I still remember when I was four or five years old, being taken to a hair salon to wait while my mother had her hair done. I was soon bored since I couldn’t read the magazines and TV soaps were no entertainment for me. Mercifully, for those ladies and for myself, my mother allowed me to go outside and play on the front porch of the place.
A soft white rock made a half decent marker, and ever the little artist, I used one to make a few drawings on their small concrete porch, as I sat next to the railing to stay out of the way of anyone coming and going through their door.
The hand rail was like a little fence, with bars spaced a consistent distance apart, and after a while I noticed the spacing was just about the size of my head, or so it looked. And out of curiosity, I tried putting my head through the bars. It was a tight fit, but I was sure that distance fit my head and I pressed a little harder. To my satisfaction, with some effort my head went through the bars, and I smiled at how well I had sized things up.

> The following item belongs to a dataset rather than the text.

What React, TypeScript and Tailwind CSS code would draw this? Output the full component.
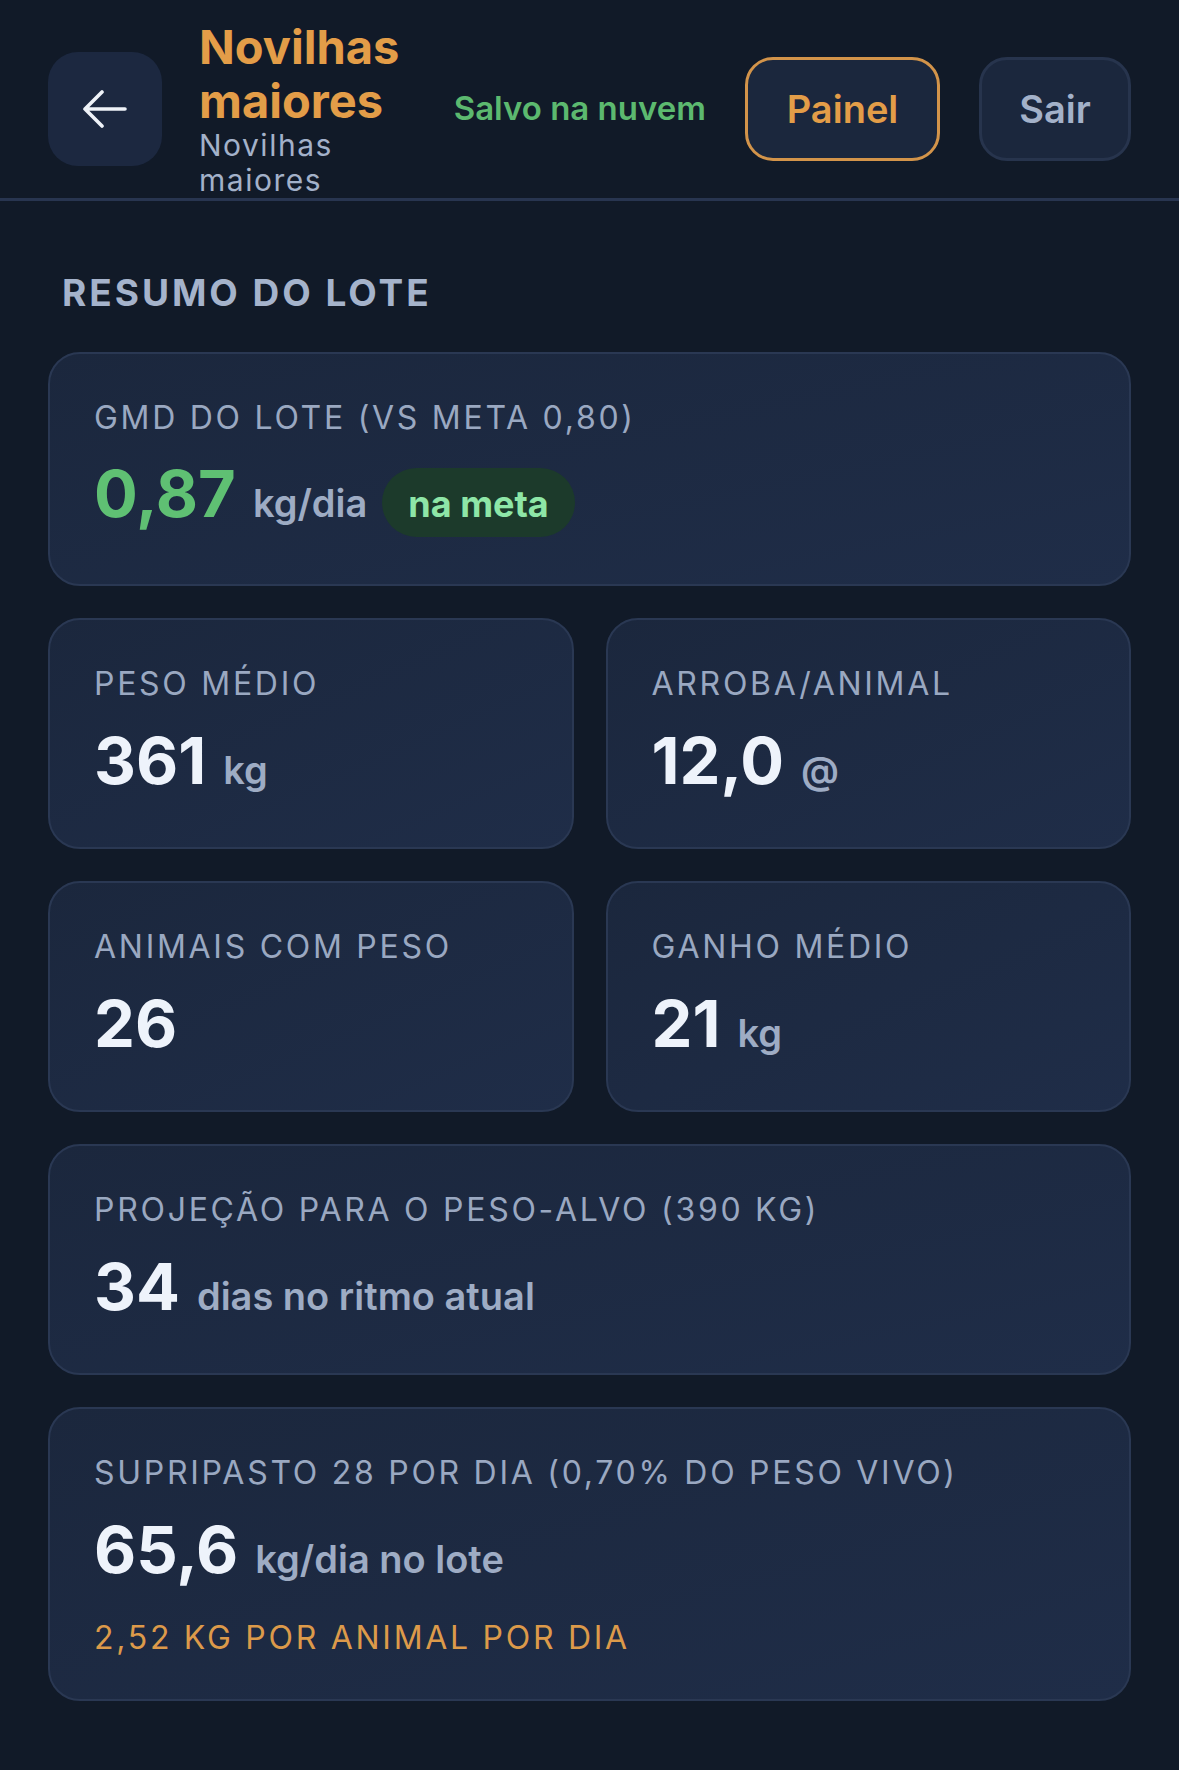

The smile soon left my face, when, for the first time in my life, I realized I had a one-way head. It had certainly gone through those bars, but, no matter how hard I tried, it was not coming out.
“Mommy! Mommy!” I cried. And the screaming and hollering soon gathered an audience, which included my mother, and most of the current occupants of that hair salon. And all the women there, from blue-haired grannies to young and capable mothers, could not get this little boy’s big head back through those bars.
Someone suggested they go next door and get big Mr. Henry, the TV repairman, to come and extract the little animal from his trap, and that’s what they did. Henry soon sized up the situation and, being a father himself, figured there was a lesson to learn here and he intended to teach it.
After some dramatic heaving, and prying, all to no avail, Mr. Henry said that it might be hopeless. Though he could get me out, he might have to cut my head off to do so. “Mommy!” I wailed.
“Let me try some more,” said Mr. Henry, seeming a bit more determined. After more struggling and heaving and tugging at those tear streaked bars, they seemed to give just a little and then he stopped. “I think I can get him out, and may only have to cut off his ears,” he said encouragingly.
“Waaah… Waaah, Momme-e-e-e-e!” I cried, not the least bit consoled over losing only my ears.
“Ladies, I have an idea. Go inside and get some soap, then suds up the little feller’s ears, and I’ll pry the bars apart while some of ya’ll pull.” And within a minute of that constructive advice I was free at last and wrapped around my mom’s legs staring wearily at Mr. Henry.
The big man smiled at me, and gently said, “Son, from here out you might want to be a lot more careful about poking your little head somewhere it doesn’t belong. You only got one.”
So, I have no excuse or explanation, having been taught this lesson so forcefully, and at such a young age, for the many times I’ve stuck my neck out and done something foolish over the years, especially the foolish things I’ve done in the sign business. It’s a wonder that my head, and my ears, are still safely in place, but there have been some close calls.
Like the time I took a client’s assurance that he knew there was nothing buried anywhere close to where his sign was going, and promptly dug into, but not through, a natural gas pipeline, narrowly saving my head and ears once more. Or the time another customer talked me into using my small ladder-crane, capable of lifting a few hundred pounds, to pick up an air conditioning compressor weighing 1,000 pounds or more. That incident did not end well. Physically I missed becoming a casualty, but my bank account certainly was severely wounded.
I’ve poked my head in places it didn’t need to go by taking on work I had no experience in, and no business doing. More than once, to meet a customer’s timeframe, I’ve fought the wind and the weather to my own peril, when a hesitation of only a day or two would have made these jobs much easier and much safer. Though it took a ridiculously long time to be able to say this honestly, at the ripe old age of 56, I’m not young and dumb any longer.
I hope you aren’t either, and you never let your clients, and their perceived deadlines, coerce you into doing anything unsafe, unwise or beyond your capabilities. After all, we have no body parts to spare at any age, and a little soap and bubbles won’t extract us from the traps we let ourselves get into. So, always call before you dig, always be extra careful, and teach your employees to do the same. Have a great month.